Moving from team-wide effort to individual pride and responsibility is part of the recipe.

“The third layer, I would say, is just the one-on-one drive,” stressed Borrego. “There is accountability in this group right now to guard the ball one-on-one. And if you're not, there is accountability for it. Everyone knows how much you're getting blown by or if you're doing a great job on the ball. There is clarity in that.”

This is a direct challenge to the Pelicans’ perimeter players. Schemes to hide a defender who consistently gets beaten off the dribble do not exist. Borrego is implementing a system of clear, visible accountability. Film sessions and metrics are leaving no place to hide for poor on-ball defenders. Too many teams still rely on the pick-and-roll after all.

“The fourth layer would be our pick-and-roll defense, which has been a really poor area for this team all season,” admitted Borrego. “We're trying to clean up the pick-and-roll defense, the one-on-one defense, the transition defense, and then limiting teams to one shot. If we move the need in all of those areas, we should be a much-improved defense.”

The pick-and-roll is the bedrock of modern NBA offenses. Chronic failures here indicate poor communication, schematic confusion, or a lack of cohesion between bigs and guards. Fixing this requires not just effort, but intelligence, trust, and repetition. It’s a four-step program starting with sheer effort, moving through individual pride, and culminating in collective execution.
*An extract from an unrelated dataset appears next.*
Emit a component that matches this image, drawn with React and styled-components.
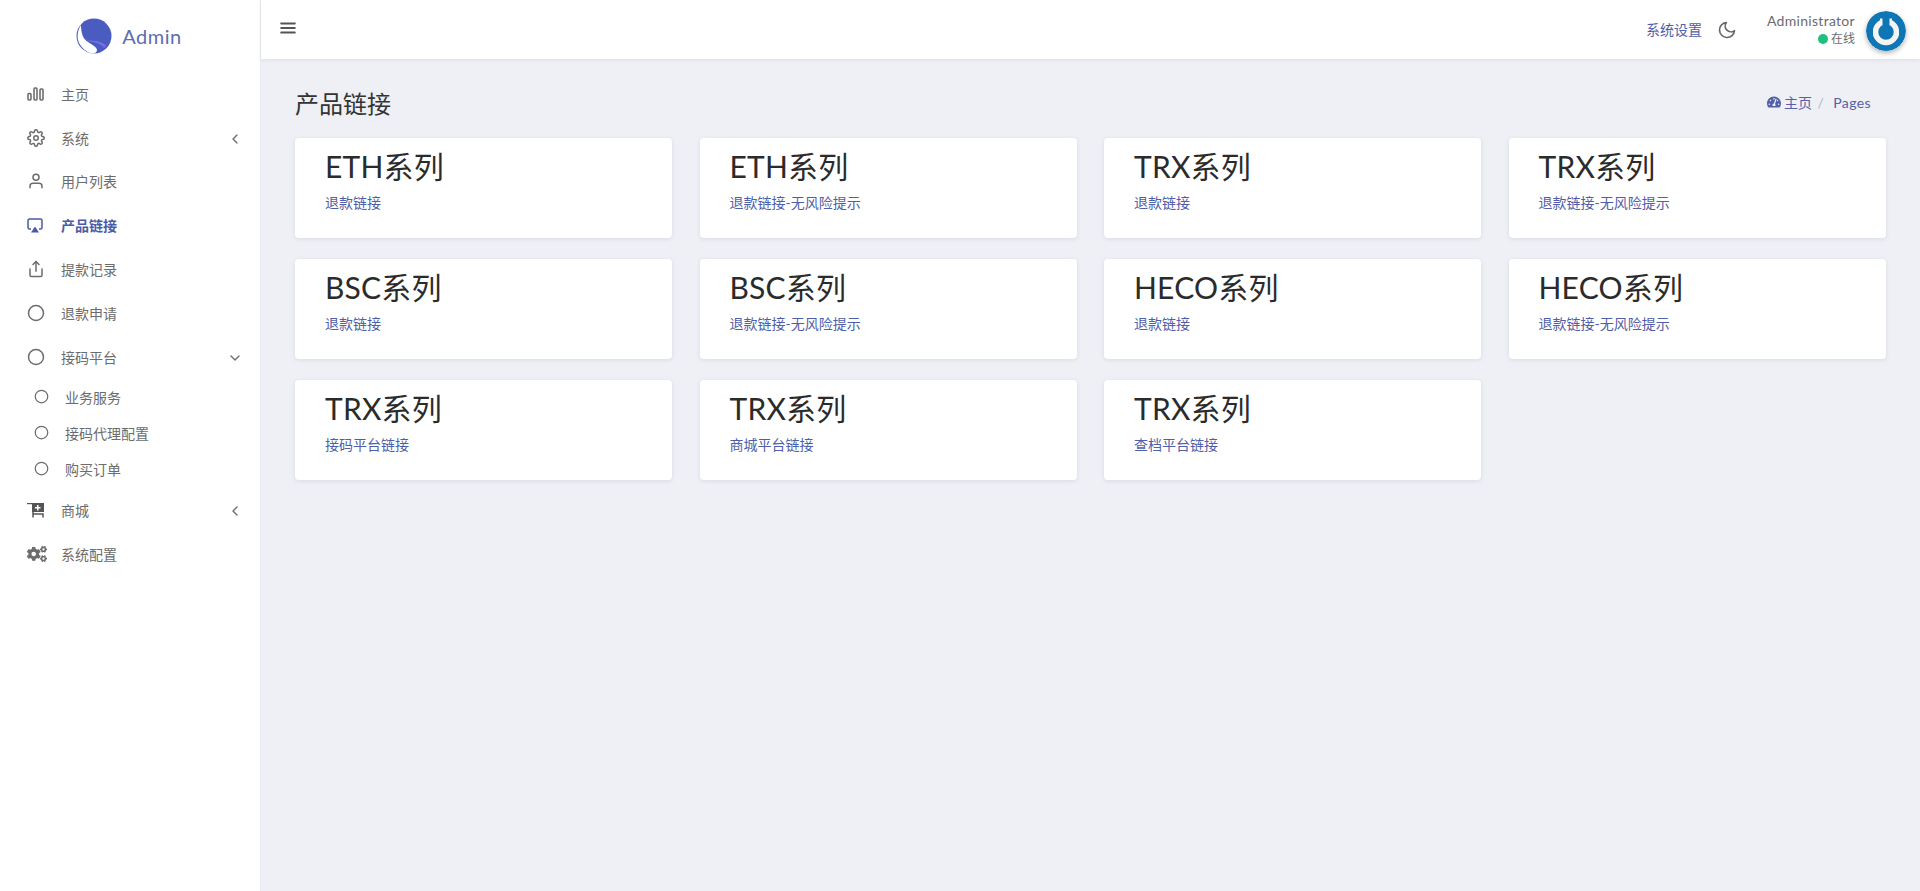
import React from "react";
import styled, { createGlobalStyle } from "styled-components";
import { FiSettings, FiUser, FiShare, FiCircle, FiChevronLeft, FiChevronDown, FiMoon, FiMenu } from "react-icons/fi";
import { FaCogs, FaTachometerAlt } from "react-icons/fa";

const FONT = `Lato, "Noto Sans CJK SC", sans-serif`;

const Global = createGlobalStyle`
  html, body { margin: 0; padding: 0; height: 100%; }
  body { font-family: ${FONT}; font-size: 14px; color: #6c757d; background: #eef0f5; }
  * { box-sizing: border-box; }
`;

const Page = styled.div`
  display: flex;
  height: 891px;
  overflow: hidden;
`;

const Sidebar = styled.aside`
  width: 261px;
  flex: none;
  background: #fff;
  border-right: 1px solid #e8eaf0;
`;

const Brand = styled.div`
  height: 72px;
  display: flex;
  align-items: center;
  justify-content: center;
  gap: 10px;
  font-size: 20px;
  letter-spacing: 0.5px;
  color: #5f6cb0;
  padding-right: 2px;
`;

const Nav = styled.nav`
  display: flex;
  flex-direction: column;
`;

const NavItem = styled.div`
  height: 43.8px;
  display: flex;
  align-items: center;
  padding: 0 17px 0 27px;
  font-size: 14px;
  font-weight: ${p => (p.$active ? 700 : 400)};
  color: ${p => (p.$active ? "#4a5aa8" : "#6c6c6c")};
`;

const NavIcon = styled.span`
  width: 34px;
  flex: none;
  display: flex;
  align-items: center;
  font-size: 18px;
`;

const Arrow = styled.span`
  margin: 2px 0 0 auto;
  display: flex;
  font-size: 16px;
`;

const SubGroup = styled.div`
  padding-bottom: 2px;
`;

const SubItem = styled.div`
  height: 36px;
  display: flex;
  align-items: center;
  padding-left: 34px;
  font-size: 14px;
  color: #6c6c6c;
`;

const SubIcon = styled.span`
  width: 31px;
  flex: none;
  display: flex;
  font-size: 15px;
`;

const Main = styled.div`
  flex: 1;
  min-width: 0;
`;

const Topbar = styled.header`
  height: 59px;
  background: #fff;
  display: flex;
  align-items: center;
  padding: 0 14px 0 18px;
  box-shadow: 0 1px 4px rgba(80, 90, 120, 0.12);
`;

const MenuBtn = styled.span`
  display: flex;
  font-size: 18px;
  color: #555;
  margin-top: -4px;
`;

const TopRight = styled.div`
  margin-left: auto;
  display: flex;
  align-items: center;
`;

const TopLink = styled.span`
  font-size: 14px;
  color: #4f5ea8;
  margin-top: -2px;
`;

const Moon = styled.span`
  display: flex;
  font-size: 20px;
  color: #666;
  margin: 0 30px 0 15px;
`;

const UserBox = styled.div`
  display: flex;
  flex-direction: column;
  align-items: flex-end;
  margin-right: 11px;
  line-height: 18px;
  color: #6c6c6c;
  font-size: 14px;
  letter-spacing: 0.3px;
`;

const Status = styled.span`
  display: flex;
  align-items: center;
  gap: 3px;
  font-size: 12px;
  letter-spacing: 0;
`;

const Dot = styled.i`
  width: 10px;
  height: 10px;
  border-radius: 50%;
  background: #1fbf7f;
`;

const Avatar = styled.svg`
  width: 40px;
  height: 40px;
  flex: none;
  margin-top: 3px;
  border-radius: 50%;
  box-shadow: 0 2px 5px rgba(0, 0, 0, 0.3);
`;

const Content = styled.main`
  padding: 15px 34px 0 34px;
`;

const TitleRow = styled.div`
  display: flex;
  align-items: center;
  justify-content: space-between;
  height: 64px;
  padding: 0 15px 8px 0;
`;

const Title = styled.h1`
  margin: 0;
  font-size: 24px;
  font-weight: 400;
  color: #333;
`;

const Crumbs = styled.div`
  display: flex;
  align-items: center;
  font-size: 14px;
  color: #5361a8;
`;

const CrumbIcon = styled.span`
  display: flex;
  font-size: 14px;
  margin-right: 3px;
`;

const Sep = styled.span`
  color: #b3b8c4;
  margin: 0 9.500px 0 5.500px;
`;

const CrumbLast = styled.span`
  letter-spacing: 0.4px;
`;

const Grid = styled.div`
  display: grid;
  grid-template-columns: repeat(4, 377px);
  column-gap: 27.5px;
  row-gap: 21px;
`;

const Card = styled.div`
  height: 100px;
  background: #fff;
  border-radius: 4px;
  box-shadow: 0 1px 4px rgba(80, 90, 120, 0.14);
  padding: 7px 30px 0;
`;

const CardTitle = styled.h3`
  margin: 0;
  font-size: 30px;
  line-height: 42px;
  font-weight: 400;
  letter-spacing: 0.2px;
  color: #2b2b2b;
`;

const CardLink = styled.div`
  margin-top: 6px;
  font-size: 14px;
  line-height: 20px;
  color: #4f5ea8;
`;

const CARDS = [
  ["ETH系列", "退款链接"],
  ["ETH系列", "退款链接-无风险提示"],
  ["TRX系列", "退款链接"],
  ["TRX系列", "退款链接-无风险提示"],
  ["BSC系列", "退款链接"],
  ["BSC系列", "退款链接-无风险提示"],
  ["HECO系列", "退款链接"],
  ["HECO系列", "退款链接-无风险提示"],
  ["TRX系列", "接码平台链接"],
  ["TRX系列", "商城平台链接"],
  ["TRX系列", "查档平台链接"],
];

function Logo() {
  return (
    <svg width="36" height="36" viewBox="0 0 36 36">
      <circle cx="18" cy="18" r="17.5" fill="#4a5cc0" />
      <path d="M5 7 C1 13 0 22 5 28 C8 32 12 35 17 35.500 C19 35.500 21 34 21 32 C21 29 16 27 12 24 C7 21 5 15 5 7Z" fill="#fff" />
      <path d="M6 19 C11 23 17 24 21 25 C24 26 27 28 28 30 L30 28 C28 25 24 24 20 23 C15 23 10 22 6 19Z" fill="#7a6cf0" />
    </svg>
  );
}

function BarsIcon() {
  return (
    <svg width="17" height="14" viewBox="0 0 17 14" fill="none" stroke="#666" strokeWidth="1.500">
      <rect x="1" y="6.500" width="3" height="6.500" rx="1" />
      <rect x="7" y="1" width="3" height="12" rx="1" />
      <rect x="13" y="2" width="3" height="11" rx="1" />
    </svg>
  );
}

function AirplayIcon() {
  return (
    <svg width="16" height="15" viewBox="0 0 16 15">
      <path d="M4 11H2.500A1.500 1.500 0 0 1 1 9.500v-7A1.500 1.500 0 0 1 2.500 1h11A1.500 1.500 0 0 1 15 2.500v7a1.500 1.500 0 0 1-1.500 1.500H12" fill="none" stroke="#4a5aa8" strokeWidth="1.500" />
      <path d="M8 8.500L12 14.500H4z" fill="#4a5aa8" />
    </svg>
  );
}

function CartIcon() {
  return (
    <svg width="17" height="15" viewBox="0 0 17 15">
      <path d="M0 .6h5" stroke="#555" strokeWidth="1.200" />
      <path d="M5 0h12v9H5z" fill="#555" />
      <path d="M10 2h1.500v2H13.500v1.500H11.500v2H10v-2H8V4h2z" fill="#fff" />
      <path d="M6 9v5.500M6 11h10v3.500" fill="none" stroke="#555" strokeWidth="1.500" />
    </svg>
  );
}

export default function App() {
  return (
    <Page>
      <Global />
      <Sidebar>
        <Brand><Logo />Admin</Brand>
        <Nav>
          <NavItem><NavIcon><BarsIcon /></NavIcon>主页</NavItem>
          <NavItem><NavIcon><FiSettings /></NavIcon>系统<Arrow><FiChevronLeft /></Arrow></NavItem>
          <NavItem><NavIcon><FiUser /></NavIcon>用户列表</NavItem>
          <NavItem $active><NavIcon><AirplayIcon /></NavIcon>产品链接</NavItem>
          <NavItem><NavIcon><FiShare /></NavIcon>提款记录</NavItem>
          <NavItem><NavIcon><FiCircle /></NavIcon>退款申请</NavItem>
          <NavItem><NavIcon><FiCircle /></NavIcon>接码平台<Arrow><FiChevronDown /></Arrow></NavItem>
          <SubGroup>
            <SubItem><SubIcon><FiCircle /></SubIcon>业务服务</SubItem>
            <SubItem><SubIcon><FiCircle /></SubIcon>接码代理配置</SubItem>
            <SubItem><SubIcon><FiCircle /></SubIcon>购买订单</SubItem>
          </SubGroup>
          <NavItem><NavIcon><CartIcon /></NavIcon>商城<Arrow><FiChevronLeft /></Arrow></NavItem>
          <NavItem><NavIcon><FaCogs size={20} /></NavIcon>系统配置</NavItem>
        </Nav>
      </Sidebar>
      <Main>
        <Topbar>
          <MenuBtn><FiMenu strokeWidth={2.8} /></MenuBtn>
          <TopRight>
            <TopLink>系统设置</TopLink>
            <Moon><FiMoon /></Moon>
            <UserBox>
              <span>Administrator</span>
              <Status><Dot />在线</Status>
            </UserBox>
            <Avatar viewBox="0 0 40 40">
              <defs>
                <filter id="soft"><feGaussianBlur stdDeviation="0.7" /></filter>
              </defs>
              <circle cx="20" cy="20" r="20" fill="#0f76b5" />
              <g filter="url(#soft)">
                <circle cx="20" cy="21" r="10.500" fill="none" stroke="#f4f4f4" strokeWidth="5.500" />
                <rect x="15.500" y="4" width="9" height="14" fill="#0f76b5" />
                <rect x="14" y="7.500" width="2.500" height="7" fill="#f4f4f4" />
                <rect x="23.500" y="7.500" width="2.500" height="7" fill="#f4f4f4" />
              </g>
              <rect x="18" y="9" width="4" height="13" rx="2" fill="#0f76b5" />
            </Avatar>
          </TopRight>
        </Topbar>
        <Content>
          <TitleRow>
            <Title>产品链接</Title>
            <Crumbs>
              <CrumbIcon><FaTachometerAlt /></CrumbIcon>主页<Sep>/</Sep><CrumbLast>Pages</CrumbLast>
            </Crumbs>
          </TitleRow>
          <Grid>
            {CARDS.map(([title, link], i) => (
              <Card key={i}>
                <CardTitle>{title}</CardTitle>
                <CardLink>{link}</CardLink>
              </Card>
            ))}
          </Grid>
        </Content>
      </Main>
    </Page>
  );
}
For a team that's been among the league's worst on defense, the bar for improvement is mercifully low.

Sprint back to stop the easy stuff, hit someone to secure the ball, stand your ground on the perimeter, and finally, execute the coordinated dance required to thwart the NBA’s bread-and-butter action. It’s a scaffold that builds from effort to execution. Whether the Pelicans have the collective will and focus to follow the roadmap will determine if their season has a pulse or if their atrocious defense becomes its final epitaph.